From the UK to the Middle East
I’ve worked with AECOM since the beginning of my career, and I’ve been lucky enough to have a range of experiences from a range of different geographies and work streams while staying within the same company. Having worked on the design of the Al Wahda Arches from the UK, in 2013 I made the move to Qatar in a more design management-focused role to witness and assist with the construction of my designs.
Despite the amazing honours of being voted one of the top ‘50 Women in Engineering’ by the Daily Telegraph in 2017, and, more recently, being elected as a Fellow of ICE, here in Qatar, just driving past the Lusail Artscape Arches every day and being able to mention them when people ask what I do is truly incredible.
Being open to different career paths
It’s been extremely hard for me to get rid of my structural roots – as I strongly believe that being a technical engineer is something that people should feel incredibly proud of being. But I really do enjoy the project management work that I’m now doing.
In my current role, I work in project management and design management roles for large projects involving multiple international AECOM offices. I set up projects, produce plans and check the progress and finances. In addition, I manage the financial systems, ensure quality and lead the technical team meetings and client interface through execution, invoicing and project closure.
Working on mega projects
From Qatar, I’ve been lucky enough to work on some real mega projects, including the new airport extension, a new palace complex for the Emir (king), the Doha Oasis development, Qatar’s new port and construction, and beautification of highways. At AECOM, we are also having input into design of stadia for the World Cup, developments for the military, and the Public Works Authority’s schools programme, among other things.
Some truly inspirational work I have been involved with is on the Qatar IDRIS (Inner Doha Resewerage Implementation Scheme), MTS-01 and LIS-01 – two projects under one major programme.
Other work abroad
Inspired during time at Cambridge University with a grassroots charity in Northern Thailand installing a new water system for a hill tribe village, in 2012 I took the initiative to apply for Engineers Without Borders placements.
I was lucky enough to be awarded a placement with SAFE in Bangladesh and spent three months living in a rural cement hut developing structural capabilities and expertise of village and slum dwellers that self-build homes.
Dedicated to developing the construction profession
I'm also a keen advocate for the development of the construction profession, with a strong involvement with the Institution of Civil Engineers.
I’m the ICE Qatar representative and chair, and a delegated engineer supporting those seeking chartership; sat on the ICE Global Council for a three-year term; and chaired the London Young Members Committee.
In addition, I act as a patron for the TeamBuild cross-construction industry competition for young people, previously having acted as an organiser and trustee. I would highly recommend all young people in the industry consider entering www.teambuilduk.com.
In Qatar, I run the Cambridge University Alumni Association, and also sit on the board of the Qatar-UK Alumni Association under the umbrella of the British Council, where we host Study UK Alumni awards, a great opportunity to encourage local people to get an engineering education in the UK and tie ICE into the wider business community.

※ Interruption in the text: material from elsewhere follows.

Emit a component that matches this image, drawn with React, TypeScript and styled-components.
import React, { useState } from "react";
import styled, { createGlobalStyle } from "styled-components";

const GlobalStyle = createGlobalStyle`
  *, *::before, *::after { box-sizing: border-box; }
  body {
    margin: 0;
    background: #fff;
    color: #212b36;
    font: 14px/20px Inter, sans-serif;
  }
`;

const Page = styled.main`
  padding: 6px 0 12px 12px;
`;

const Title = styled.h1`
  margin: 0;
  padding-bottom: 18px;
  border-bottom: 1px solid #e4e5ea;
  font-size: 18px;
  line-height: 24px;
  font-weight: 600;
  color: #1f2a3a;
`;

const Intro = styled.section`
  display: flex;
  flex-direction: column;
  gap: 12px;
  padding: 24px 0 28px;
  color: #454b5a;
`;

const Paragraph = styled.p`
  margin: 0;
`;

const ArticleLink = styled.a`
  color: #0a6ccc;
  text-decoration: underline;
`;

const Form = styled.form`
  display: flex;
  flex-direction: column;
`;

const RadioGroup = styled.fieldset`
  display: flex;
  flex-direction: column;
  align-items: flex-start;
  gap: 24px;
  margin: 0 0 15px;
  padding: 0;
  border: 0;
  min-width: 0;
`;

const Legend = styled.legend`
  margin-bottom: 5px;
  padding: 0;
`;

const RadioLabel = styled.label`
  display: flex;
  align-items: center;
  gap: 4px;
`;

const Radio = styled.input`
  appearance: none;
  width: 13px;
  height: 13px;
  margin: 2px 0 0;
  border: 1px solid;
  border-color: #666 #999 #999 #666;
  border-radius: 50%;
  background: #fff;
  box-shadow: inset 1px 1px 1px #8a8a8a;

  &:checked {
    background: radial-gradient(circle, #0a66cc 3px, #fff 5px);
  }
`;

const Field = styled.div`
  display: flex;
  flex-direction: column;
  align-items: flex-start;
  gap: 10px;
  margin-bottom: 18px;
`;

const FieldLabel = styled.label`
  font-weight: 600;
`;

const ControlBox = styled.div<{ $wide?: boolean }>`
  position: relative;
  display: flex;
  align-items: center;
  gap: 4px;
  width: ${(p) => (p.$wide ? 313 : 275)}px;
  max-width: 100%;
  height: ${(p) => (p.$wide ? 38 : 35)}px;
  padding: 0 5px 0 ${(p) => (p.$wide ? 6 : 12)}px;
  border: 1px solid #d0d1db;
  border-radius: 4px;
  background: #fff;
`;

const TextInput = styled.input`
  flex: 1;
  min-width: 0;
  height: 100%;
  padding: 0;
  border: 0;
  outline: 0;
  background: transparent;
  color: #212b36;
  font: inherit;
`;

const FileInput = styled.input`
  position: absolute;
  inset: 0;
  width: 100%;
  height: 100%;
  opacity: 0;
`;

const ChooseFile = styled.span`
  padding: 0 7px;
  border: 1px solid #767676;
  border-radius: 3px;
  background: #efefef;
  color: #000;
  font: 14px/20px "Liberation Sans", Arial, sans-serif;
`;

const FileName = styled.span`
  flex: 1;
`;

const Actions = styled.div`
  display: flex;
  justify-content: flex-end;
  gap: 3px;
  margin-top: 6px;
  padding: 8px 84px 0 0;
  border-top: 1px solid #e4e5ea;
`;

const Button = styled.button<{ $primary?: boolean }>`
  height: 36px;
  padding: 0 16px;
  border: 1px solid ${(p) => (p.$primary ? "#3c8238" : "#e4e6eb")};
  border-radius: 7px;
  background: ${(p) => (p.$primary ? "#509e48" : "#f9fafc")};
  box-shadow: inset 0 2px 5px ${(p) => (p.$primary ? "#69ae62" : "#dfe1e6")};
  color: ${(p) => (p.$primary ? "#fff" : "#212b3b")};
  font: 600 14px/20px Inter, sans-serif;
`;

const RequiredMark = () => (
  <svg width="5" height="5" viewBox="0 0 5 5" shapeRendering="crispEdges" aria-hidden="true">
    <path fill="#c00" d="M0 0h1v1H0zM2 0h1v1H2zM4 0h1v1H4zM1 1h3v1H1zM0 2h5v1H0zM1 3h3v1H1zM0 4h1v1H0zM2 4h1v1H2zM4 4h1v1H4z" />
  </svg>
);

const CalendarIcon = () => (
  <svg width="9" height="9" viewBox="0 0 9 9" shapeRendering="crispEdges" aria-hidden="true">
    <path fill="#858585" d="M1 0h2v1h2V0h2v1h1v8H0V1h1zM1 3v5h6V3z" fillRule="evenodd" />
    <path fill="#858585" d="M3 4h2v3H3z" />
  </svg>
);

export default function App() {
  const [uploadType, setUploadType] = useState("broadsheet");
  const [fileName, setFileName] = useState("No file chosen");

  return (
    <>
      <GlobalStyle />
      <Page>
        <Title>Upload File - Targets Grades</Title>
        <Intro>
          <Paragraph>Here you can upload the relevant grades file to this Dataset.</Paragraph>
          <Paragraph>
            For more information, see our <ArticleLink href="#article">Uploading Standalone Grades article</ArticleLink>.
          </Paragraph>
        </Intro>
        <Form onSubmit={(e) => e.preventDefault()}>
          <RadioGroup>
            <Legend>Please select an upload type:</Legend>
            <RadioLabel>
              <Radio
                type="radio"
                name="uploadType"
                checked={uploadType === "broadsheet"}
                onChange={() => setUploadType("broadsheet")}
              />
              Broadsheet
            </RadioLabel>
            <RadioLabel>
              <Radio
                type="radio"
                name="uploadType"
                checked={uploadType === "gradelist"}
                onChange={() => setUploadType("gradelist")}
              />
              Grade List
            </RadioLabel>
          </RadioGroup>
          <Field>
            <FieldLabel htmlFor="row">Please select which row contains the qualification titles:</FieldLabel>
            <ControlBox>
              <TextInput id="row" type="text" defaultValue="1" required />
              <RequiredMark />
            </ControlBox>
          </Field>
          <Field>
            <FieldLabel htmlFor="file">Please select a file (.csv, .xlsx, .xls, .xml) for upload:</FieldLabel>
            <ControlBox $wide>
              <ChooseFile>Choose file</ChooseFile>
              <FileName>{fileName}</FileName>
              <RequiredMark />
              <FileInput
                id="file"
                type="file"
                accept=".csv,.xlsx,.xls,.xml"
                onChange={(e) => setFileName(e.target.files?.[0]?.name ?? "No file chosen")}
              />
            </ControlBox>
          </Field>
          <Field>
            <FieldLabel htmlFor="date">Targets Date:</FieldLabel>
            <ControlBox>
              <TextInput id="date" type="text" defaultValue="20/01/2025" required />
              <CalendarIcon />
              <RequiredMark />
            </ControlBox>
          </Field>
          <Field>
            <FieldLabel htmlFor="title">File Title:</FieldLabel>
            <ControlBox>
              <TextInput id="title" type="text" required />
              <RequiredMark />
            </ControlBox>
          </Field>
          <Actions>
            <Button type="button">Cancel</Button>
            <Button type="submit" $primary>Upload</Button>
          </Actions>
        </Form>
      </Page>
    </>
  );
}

My advice to those entering the profession
I have found many opportunities to develop my career in my own direction and my advice would be to enjoy your work and always make an effort to learn more about the industry.
For me, professional development is extremely important, so work immediately on your chartership and remember how diverse the career paths are in engineering, so seek the tasks that suit you.
Be open to opportunities that come your way. For me, moving to Qatar from the UK has been one of the best things I’ve ever done for myself and my career.